(Records with interface code)
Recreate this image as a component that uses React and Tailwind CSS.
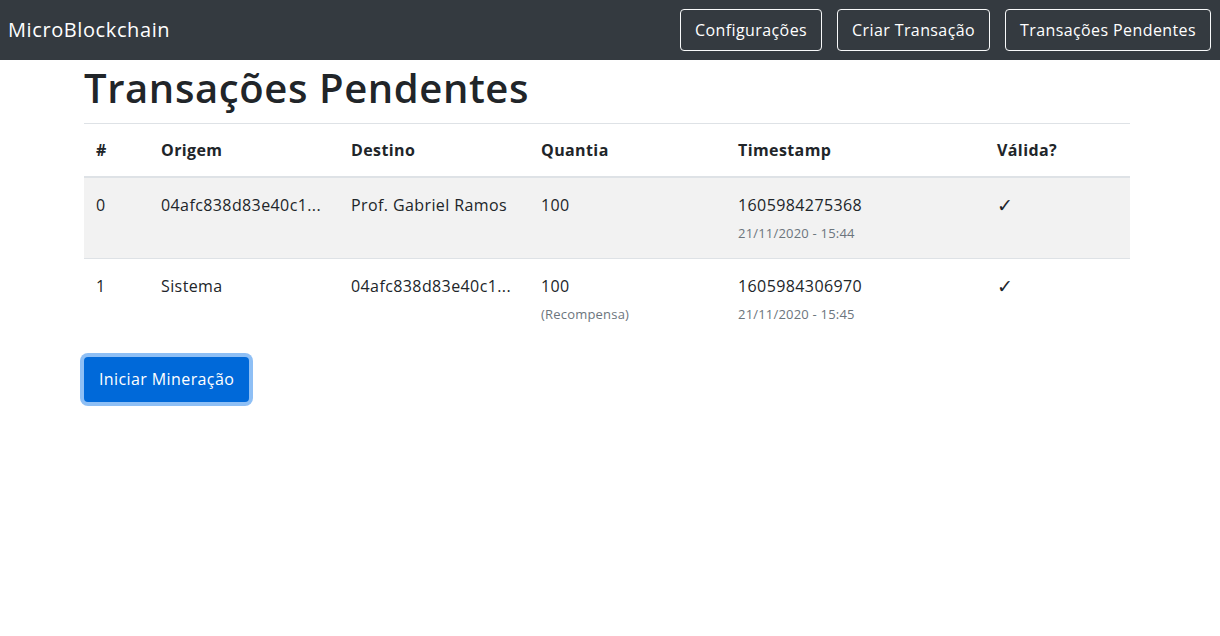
import React from 'react';

const rows = [
    { id: 0, from: '04afc838d83e40c1...', to: 'Prof. Gabriel Ramos', amount: '100', note: null, ts: '1605984275368', date: '21/11/2020 - 15:44', striped: true },
    { id: 1, from: 'Sistema', to: '04afc838d83e40c1...', amount: '100', note: '(Recompensa)', ts: '1605984306970', date: '21/11/2020 - 15:45', striped: false },
];

const NavButton = ({ children }) => (
    <button className="h-[42px] px-[14px] border border-[#f8f9fa] rounded-[4px] text-white text-[16px] leading-[24px]">
        {children}
    </button>
);

const App = () => {
    return (
        <div className="min-h-screen bg-white text-[#212529] font-['Open_Sans',sans-serif] tracking-[0.4px]">
            {/* Navbar */}
            <nav className="h-[60px] bg-[#343a40] flex items-center justify-between pl-[8px] pr-[9px]">
                <span className="text-white text-[20px] leading-[30px] tracking-[0.6px]">MicroBlockchain</span>
                <div className="flex gap-[15px]">
                    <NavButton>Configurações</NavButton>
                    <NavButton>Criar Transação</NavButton>
                    <NavButton>Transações Pendentes</NavButton>
                </div>
            </nav>

            <div className="ml-[84px] w-[1046px]">
                <h1 className="mt-[4px] mb-[11px] text-[40px] leading-[48px] font-semibold tracking-[0.6px]">Transações Pendentes</h1>

                <table className="w-full border-collapse text-[16px]">
                    <colgroup>
                        <col className="w-[65px]" />
                        <col className="w-[190px]" />
                        <col className="w-[190px]" />
                        <col className="w-[197px]" />
                        <col className="w-[259px]" />
                        <col />
                    </colgroup>
                    <thead>
                        <tr className="border-t border-[#dee2e6] border-b-2">
                            <th className="h-[53px] px-[12px] text-left font-bold align-middle">#</th>
                            <th className="h-[53px] px-[12px] text-left font-bold align-middle">Origem</th>
                            <th className="h-[53px] px-[12px] text-left font-bold align-middle">Destino</th>
                            <th className="h-[53px] px-[12px] text-left font-bold align-middle">Quantia</th>
                            <th className="h-[53px] px-[12px] text-left font-bold align-middle">Timestamp</th>
                            <th className="h-[53px] px-[12px] text-left font-bold align-middle">Válida?</th>
                        </tr>
                    </thead>
                    <tbody>
                        {rows.map((r) => (
                            <tr key={r.id} className={(r.striped ? 'bg-[#f2f2f2] ' : '') + 'border-b border-[#dee2e6] last:border-b-0'}>
                                <td className="px-[12px] py-[15px] align-top leading-[24px] h-[80px]">{r.id}</td>
                                <td className="px-[12px] py-[15px] align-top leading-[24px]">{r.from}</td>
                                <td className="px-[12px] py-[15px] align-top leading-[24px]">{r.to}</td>
                                <td className="px-[12px] py-[15px] align-top leading-[24px]">
                                    <div>{r.amount}</div>
                                    {r.note && <div className="mt-[6px] text-[13px] leading-[20px] text-[#6c757d] tracking-[0.2px]">{r.note}</div>}
                                </td>
                                <td className="px-[12px] py-[15px] align-top leading-[24px]">
                                    <div>{r.ts}</div>
                                    <div className="mt-[6px] text-[13px] leading-[20px] text-[#6c757d] tracking-[0.2px]">{r.date}</div>
                                </td>
                                <td className="px-[12px] py-[15px] align-top leading-[24px] text-[19px] font-extralight font-['DejaVu_Sans',sans-serif]">✓</td>
                            </tr>
                        ))}
                    </tbody>
                </table>

                <button className="mt-[18px] h-[45px] px-[15px] bg-[#0069d9] text-white text-[16px] rounded-[4px] ring-4 ring-[#8ebff5]">
                    Iniciar Mineração
                </button>
            </div>
        </div>
    );
};

export default App;
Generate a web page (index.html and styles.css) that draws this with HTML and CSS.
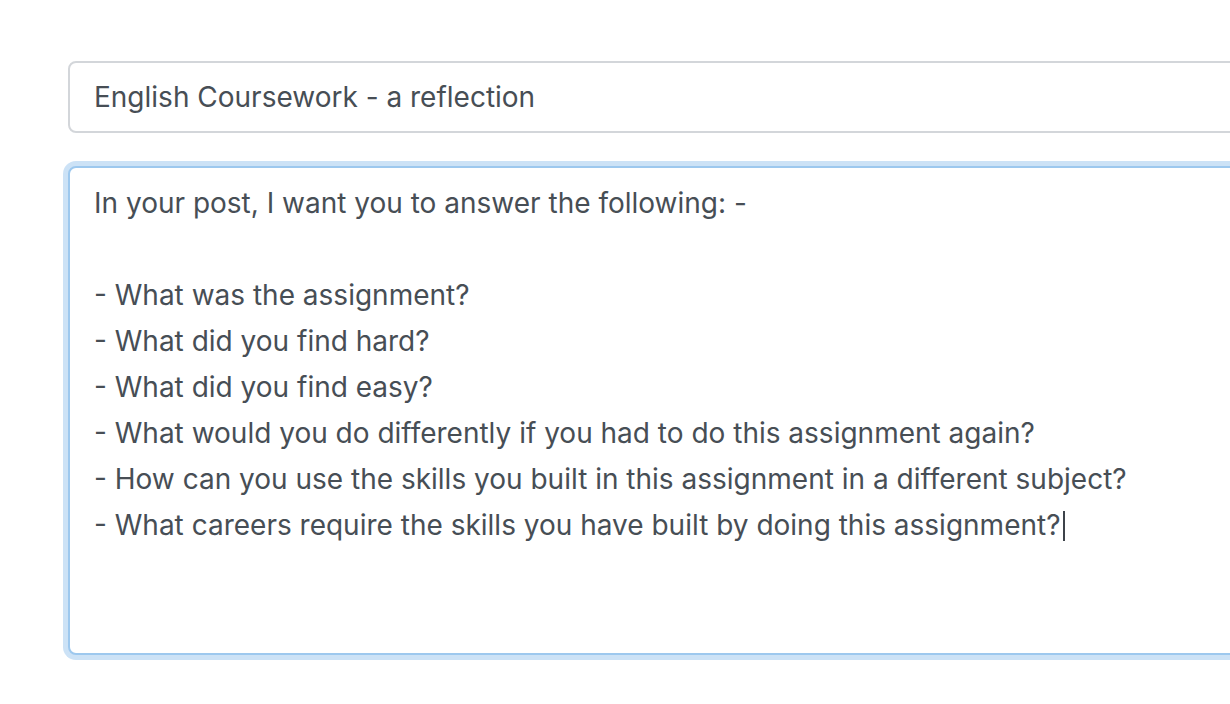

_Aim_
From the entries, report each line that includes the word "this".

_Exercise response_
Recreate this image as a component that uses React and Tailwind CSS.
Generate a web page (index.html and styles.css) that draws this with HTML and CSS.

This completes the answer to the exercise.